Since then, however, the stock has round‑tripped from its lofty valuation, trading closer to $103 at a current market value of about $26B. As the post‑IPO momentum phase has settled, more focus has shifted to the fundamentals of Circle’s business model and whether to view it as a reserve‑income business or as a broader payments and infrastructure platform.
In this State of the Network, we take a closer look at the key forces shaping those fundamentals going ahead, building on our previous analysis of Circle’s IPO and USDC economics. We examine Circle’s sensitivity to interest rates, the evolution of the USDC economics with Coinbase, potential yield restrictions under the CLARITY Act, and Circle’s ability to grow other fee and subscription revenues beyond reserve income.
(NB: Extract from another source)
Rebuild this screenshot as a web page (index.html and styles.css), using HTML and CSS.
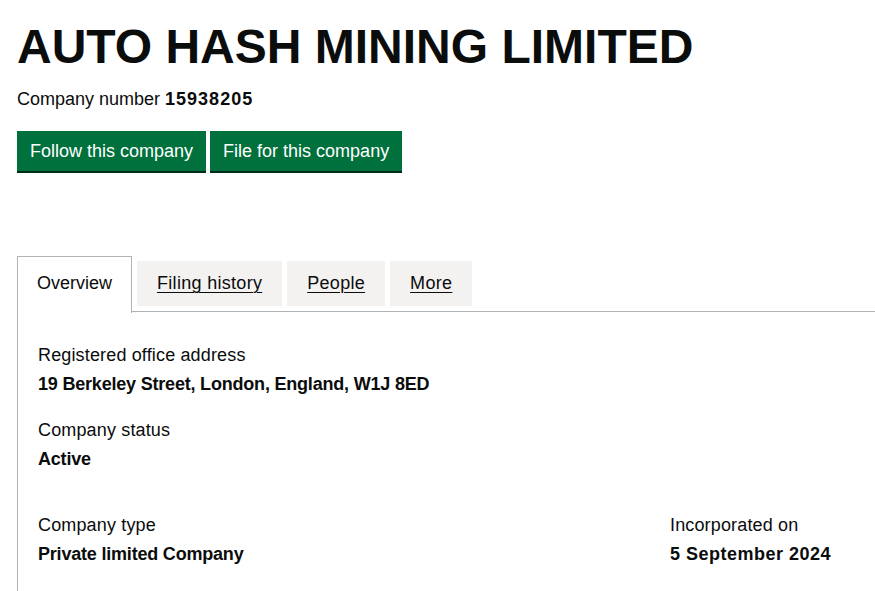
FILE: index.html
```html
<!DOCTYPE html>
<html lang="en">
<head>
<meta charset="utf-8">
<title>AUTO HASH MINING LIMITED</title>
<link rel="stylesheet" href="styles.css">
</head>
<body>
<main class="page">
  <h1 class="heading">AUTO HASH MINING LIMITED</h1>
  <p class="company-number">Company number <strong>15938205</strong></p>
  <div class="actions">
    <a class="button" href="#">Follow this company</a>
    <a class="button" href="#">File for this company</a>
  </div>
  <div class="tabs">
    <ul class="tab-list">
      <li class="tab tab-selected"><a href="#">Overview</a></li>
      <li class="tab"><a href="#">Filing history</a></li>
      <li class="tab"><a href="#">People</a></li>
      <li class="tab"><a href="#">More</a></li>
    </ul>
    <section class="panel">
      <dl class="item">
        <dt class="label">Registered office address</dt>
        <dd class="value">19 Berkeley Street, London, England, W1J 8ED</dd>
      </dl>
      <dl class="item">
        <dt class="label">Company status</dt>
        <dd class="value">Active</dd>
      </dl>
      <div class="row">
        <dl class="item item-last">
          <dt class="label">Company type</dt>
          <dd class="value">Private limited Company</dd>
        </dl>
        <dl class="item item-last">
          <dt class="label">Incorporated on</dt>
          <dd class="value value-date">5 September 2024</dd>
        </dl>
      </div>
    </section>
  </div>
</main>
</body>
</html>
```
FILE: styles.css
```css
html, body {
  margin: 0;
  padding: 0;
  background: #ffffff;
  overflow: hidden;
}
body {
  font-family: "Liberation Sans", Arial, sans-serif;
  color: #0b0c0c;
  font-size: 18px;
  line-height: 25px;
}
.page {
  padding: 22px 0 0 17px;
}
.heading {
  margin: 0;
  font-size: 48px;
  line-height: 50px;
  font-weight: 700;
  color: #0b0c0c;
}
.company-number {
  margin: 15px 0 0;
  font-size: 18px;
  line-height: 25px;
}
.company-number strong {
  font-weight: 700;
  letter-spacing: 1px;
}
.actions {
  display: flex;
  gap: 4px;
  margin-top: 19px;
}
.button {
  display: block;
  background: #00703c;
  color: #ffffff;
  text-decoration: none;
  font-size: 18px;
  line-height: 26px;
  padding: 7px 13px;
  box-shadow: 0 2px 0 #002d18;
}
.tabs {
  margin-top: 90px;
}
.tab-list {
  display: flex;
  align-items: flex-start;
  list-style: none;
  margin: 0;
  padding: 0;
  height: 50px;
  border-bottom: 1px solid #b1b4b6;
}
.tab {
  background: #f3f2f1;
  padding: 10px 20px;
  margin-right: 5px;
  letter-spacing: 0.3px;
}
.tab a {
  color: #0b0c0c;
  text-decoration: underline;
  text-underline-offset: 3px;
  text-decoration-thickness: 1px;
}
.tab-selected {
  background: #ffffff;
  border: 1px solid #b1b4b6;
  border-bottom: 0;
  margin-top: -5px;
  padding: 14px 19px 17px;
  position: relative;
  z-index: 1;
  letter-spacing: 0;
}
.tab-selected a {
  text-decoration: none;
}
.panel {
  border-left: 1px solid #b1b4b6;
  padding: 31px 0 24px 20px;
}
.item {
  margin: 0 0 21px;
}
.item-last {
  margin-bottom: 0;
}
.label {
  margin: 0;
  letter-spacing: 0.15px;
}
.value {
  margin: 4px 0 0;
  font-weight: 700;
  letter-spacing: -0.2px;
}
.value-date {
  letter-spacing: 0.5px;
}
.row {
  display: grid;
  grid-template-columns: 632px 1fr;
  padding-top: 20px;
}
```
Circle Business Model & 2025 Financials
Circle’s business model today is largely driven by four levers:
- USDC circulating supply
- Effective yields on USDC reserve assets
- Circle’s take‑rate on USDC reserve income (after distribution to partners like Coinbase)
- Subscription, services, and other fee revenue
In FY 2025, Circle generated about $2.7B in total revenue and reserve income, up 64% YoY. This was boosted by USDC’s market cap reaching $75.3B by year end, maintaining a stablecoin market share of ~28% and 320% YoY growth in transaction volumes, implying higher velocity.
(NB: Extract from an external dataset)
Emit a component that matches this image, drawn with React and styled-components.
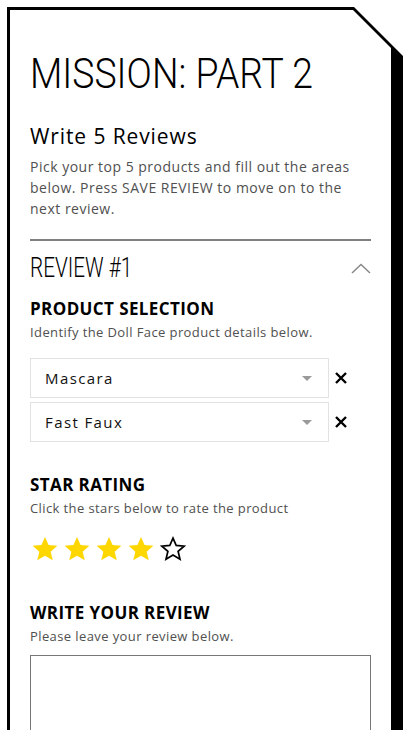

Source: Coin Metrics Network Data Pro
Reserve income tied to USDC balances and rates remained the dominant source of revenue ($2.64B, 96%) while subscription, services, and other fees grew from a smaller base but started to contribute more visibly to the top line ($110M).
Distribution, transaction, and other costs were $461M in Q4, reflecting the economics shared with partners for USDC distribution and usage. After those costs, Revenue Less Distribution Costs (RLDC) came in at $1.08B, for a full-year RLDC margin of 39%, a useful way to think about what Circle actually keeps from USDC economics before operating expenses.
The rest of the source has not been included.